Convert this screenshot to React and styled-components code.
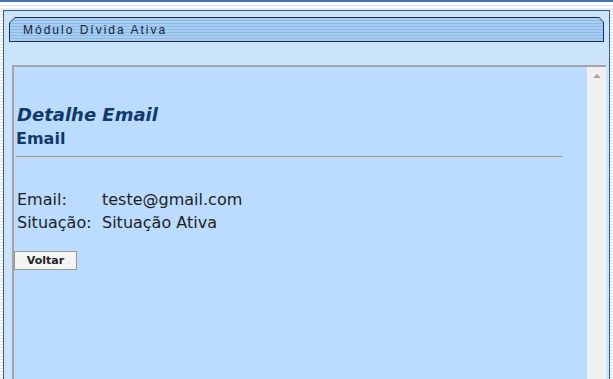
import React from "react";
import styled, { createGlobalStyle } from "styled-components";

const Global = createGlobalStyle`
  html, body { margin: 0; padding: 0; height: 100%; }
  body {
    background: repeating-linear-gradient(to bottom, #ffffff 0 2px, #cfe1f3 2px 3px);
    overflow: hidden;
  }
  #root { height: 100%; }
`;

const Page = styled.div`
  height: 379px;
  display: flex;
  flex-direction: column;
`;

const TopBar = styled.div`
  height: 8px;
  border-top: 2px solid #4a74a8;
  background: linear-gradient(to bottom, #ffffff 0 3px, #d4e4f4 3px 4px, #ffffff 4px 6px, #e3eefa 6px 8px);
  flex: none;
`;

const Frame = styled.div`
  flex: 1;
  margin: 0 3px;
  border: 1px solid #3b5b80;
  border-bottom: none;
  background: #cbe3fb;
  display: flex;
  flex-direction: column;
  min-height: 0;
`;

const Tab = styled.div`
  margin: 6px 5px 0 5px;
  height: 25px;
  background: #1d2f4f;
  clip-path: polygon(6px 0, calc(100% - 5px) 0, 100% 5px, 100% 100%, 0 100%, 0 6px);
  padding: 1px;
  box-sizing: border-box;
  flex: none;
`;

const TabInner = styled.div`
  height: 100%;
  background: repeating-linear-gradient(to bottom, #a9cdf1 0 2px, #8bb8e5 2px 3px);
  clip-path: polygon(5px 0, calc(100% - 4px) 0, 100% 4px, 100% 100%, 0 100%, 0 5px);
  display: flex;
  align-items: center;
  padding-left: 13px;
`;

const TabTitle = styled.span`
  font-family: "Liberation Sans", Arial, sans-serif;
  font-size: 12px;
  letter-spacing: 2px;
  color: #13233f;
`;

const Panel = styled.div`
  flex: 1;
  margin: 23px 3px 0 8px;
  border-top: 2px solid #a2a4a8;
  border-left: 2px solid #a2a4a8;
  background: #bbdcfe;
  display: flex;
  min-height: 0;
`;

const Content = styled.div`
  flex: 1;
  padding-top: 37px;
  font-family: "DejaVu Sans", Verdana, sans-serif;
`;

const Title = styled.h1`
  margin: 0 0 0 3px;
  font-size: 18px;
  font-style: italic;
  font-weight: bold;
  color: #0f3a69;
  line-height: 22px;
`;

const Subtitle = styled.h2`
  margin: 2px 0 0 2px;
  font-size: 16px;
  font-weight: bold;
  color: #0f3a69;
  line-height: 22px;
`;

const Rule = styled.hr`
  margin: 6px 0 0 2px;
  width: 546px;
  border: none;
  border-top: 1px solid #8e99a6;
  border-bottom: 1px solid #d0dbe6;
  height: 0;
`;

const Fields = styled.div`
  margin: 32px 0 0 3px;
  display: grid;
  grid-template-columns: 85px auto;
  row-gap: 3px;
  font-size: 16px;
  line-height: 20px;
  color: #1e1e1e;
`;

const Label = styled.span``;
const Value = styled.span``;

const Button = styled.button`
  margin-top: 18px;
  width: 63px;
  height: 19px;
  padding: 0;
  border: 1px solid #9a9a9a;
  background: #f4f4f4;
  font-family: "DejaVu Sans", Verdana, sans-serif;
  font-size: 11px;
  font-weight: bold;
  color: #222;
  display: block;
`;

const Scrollbar = styled.div`
  width: 19px;
  background: #f0f0f0;
  flex: none;
  display: flex;
  justify-content: center;
  padding-top: 7px;
  box-sizing: border-box;
`;

const Arrow = styled.div`
  width: 0;
  height: 0;
  border-left: 4px solid transparent;
  border-right: 4px solid transparent;
  border-bottom: 4px solid #a3a3a3;
`;

export default function App() {
  return (
    <Page>
      <Global />
      <TopBar />
      <Frame>
        <Tab>
          <TabInner>
            <TabTitle>Módulo Dívida Ativa</TabTitle>
          </TabInner>
        </Tab>
        <Panel>
          <Content>
            <Title>Detalhe Email</Title>
            <Subtitle>Email</Subtitle>
            <Rule />
            <Fields>
              <Label>Email:</Label>
              <Value>teste@gmail.com</Value>
              <Label>Situação:</Label>
              <Value>Situação Ativa</Value>
            </Fields>
            <Button>Voltar</Button>
          </Content>
          <Scrollbar>
            <Arrow />
          </Scrollbar>
        </Panel>
      </Frame>
    </Page>
  );
}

***

◆ Written instruction:
Set down all the data again exactly as above, pictures excluded.

◆ Answer to the problem:
Convert this screenshot to React and styled-components code.
import React from "react";
import styled, { createGlobalStyle } from "styled-components";

const Global = createGlobalStyle`
  html, body { margin: 0; padding: 0; height: 100%; }
  body {
    background: repeating-linear-gradient(to bottom, #ffffff 0 2px, #cfe1f3 2px 3px);
    overflow: hidden;
  }
  #root { height: 100%; }
`;

const Page = styled.div`
  height: 379px;
  display: flex;
  flex-direction: column;
`;

const TopBar = styled.div`
  height: 8px;
  border-top: 2px solid #4a74a8;
  background: linear-gradient(to bottom, #ffffff 0 3px, #d4e4f4 3px 4px, #ffffff 4px 6px, #e3eefa 6px 8px);
  flex: none;
`;

const Frame = styled.div`
  flex: 1;
  margin: 0 3px;
  border: 1px solid #3b5b80;
  border-bottom: none;
  background: #cbe3fb;
  display: flex;
  flex-direction: column;
  min-height: 0;
`;

const Tab = styled.div`
  margin: 6px 5px 0 5px;
  height: 25px;
  background: #1d2f4f;
  clip-path: polygon(6px 0, calc(100% - 5px) 0, 100% 5px, 100% 100%, 0 100%, 0 6px);
  padding: 1px;
  box-sizing: border-box;
  flex: none;
`;

const TabInner = styled.div`
  height: 100%;
  background: repeating-linear-gradient(to bottom, #a9cdf1 0 2px, #8bb8e5 2px 3px);
  clip-path: polygon(5px 0, calc(100% - 4px) 0, 100% 4px, 100% 100%, 0 100%, 0 5px);
  display: flex;
  align-items: center;
  padding-left: 13px;
`;

const TabTitle = styled.span`
  font-family: "Liberation Sans", Arial, sans-serif;
  font-size: 12px;
  letter-spacing: 2px;
  color: #13233f;
`;

const Panel = styled.div`
  flex: 1;
  margin: 23px 3px 0 8px;
  border-top: 2px solid #a2a4a8;
  border-left: 2px solid #a2a4a8;
  background: #bbdcfe;
  display: flex;
  min-height: 0;
`;

const Content = styled.div`
  flex: 1;
  padding-top: 37px;
  font-family: "DejaVu Sans", Verdana, sans-serif;
`;

const Title = styled.h1`
  margin: 0 0 0 3px;
  font-size: 18px;
  font-style: italic;
  font-weight: bold;
  color: #0f3a69;
  line-height: 22px;
`;

const Subtitle = styled.h2`
  margin: 2px 0 0 2px;
  font-size: 16px;
  font-weight: bold;
  color: #0f3a69;
  line-height: 22px;
`;

const Rule = styled.hr`
  margin: 6px 0 0 2px;
  width: 546px;
  border: none;
  border-top: 1px solid #8e99a6;
  border-bottom: 1px solid #d0dbe6;
  height: 0;
`;

const Fields = styled.div`
  margin: 32px 0 0 3px;
  display: grid;
  grid-template-columns: 85px auto;
  row-gap: 3px;
  font-size: 16px;
  line-height: 20px;
  color: #1e1e1e;
`;

const Label = styled.span``;
const Value = styled.span``;

const Button = styled.button`
  margin-top: 18px;
  width: 63px;
  height: 19px;
  padding: 0;
  border: 1px solid #9a9a9a;
  background: #f4f4f4;
  font-family: "DejaVu Sans", Verdana, sans-serif;
  font-size: 11px;
  font-weight: bold;
  color: #222;
  display: block;
`;

const Scrollbar = styled.div`
  width: 19px;
  background: #f0f0f0;
  flex: none;
  display: flex;
  justify-content: center;
  padding-top: 7px;
  box-sizing: border-box;
`;

const Arrow = styled.div`
  width: 0;
  height: 0;
  border-left: 4px solid transparent;
  border-right: 4px solid transparent;
  border-bottom: 4px solid #a3a3a3;
`;

export default function App() {
  return (
    <Page>
      <Global />
      <TopBar />
      <Frame>
        <Tab>
          <TabInner>
            <TabTitle>Módulo Dívida Ativa</TabTitle>
          </TabInner>
        </Tab>
        <Panel>
          <Content>
            <Title>Detalhe Email</Title>
            <Subtitle>Email</Subtitle>
            <Rule />
            <Fields>
              <Label>Email:</Label>
              <Value>teste@gmail.com</Value>
              <Label>Situação:</Label>
              <Value>Situação Ativa</Value>
            </Fields>
            <Button>Voltar</Button>
          </Content>
          <Scrollbar>
            <Arrow />
          </Scrollbar>
        </Panel>
      </Frame>
    </Page>
  );
}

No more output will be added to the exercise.